While he and other scientists may not agree on just how extraordinary 2023 was — or what was behind its exceptional warmth — they all acknowledged the clear signs of a planet being pushed to its limits.
“I think it’s unfortunate that so much has been made of the El Niño-spiked 2023 global temperatures, where in my view there is nothing surprising, or inconsistent with model predictions, there,” said Mann. “There are much better, scientifically-sound reasons to be concerned about the unfolding climate crisis — particularly the onslaught of devastating weather extremes, heat waves, wildfires, floods, drought, which by some measures are indeed exceeding model predictions.”
Last year was marked by extreme weather events, with more billion-dollar disasters in the United States than any other year, according to NOAA. Among them were the Lahaina wildfire in Hawaii in August; Hurricane Idalia in Florida that same month; and severe flooding in New York in September.
Already this year, January and February have continued the global hot streak, marking nine consecutive months of a record-breaking temperatures.

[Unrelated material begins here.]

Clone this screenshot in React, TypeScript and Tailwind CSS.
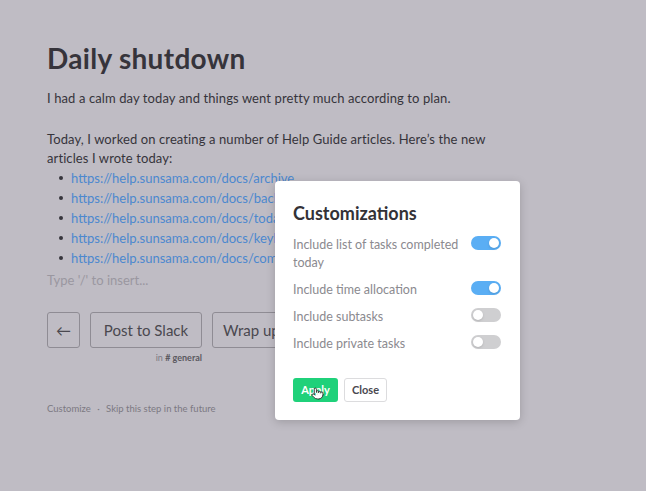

In his Nature article, Schmidt said the inexplicable elements of the recent warming have revealed an “unprecedented knowledge gap” in today’s climate monitoring, which drives home the need for more nimble data collection that can keep up with the pace of change.
He noted it may take researchers months or even years to unpack all the factors that could have played a part in the sizzling conditions.
“We need answers for why 2023 turned out to be the warmest year in possibly the past 100,000 years,” he wrote. “And we need them quickly.”
Though El Niño is expected to wane this summer, there is still a 45% chance that this year will be warmer than 2023, according to NOAA.
It is a near certainty however that 2024 will rank among the five hottest years on record — so far.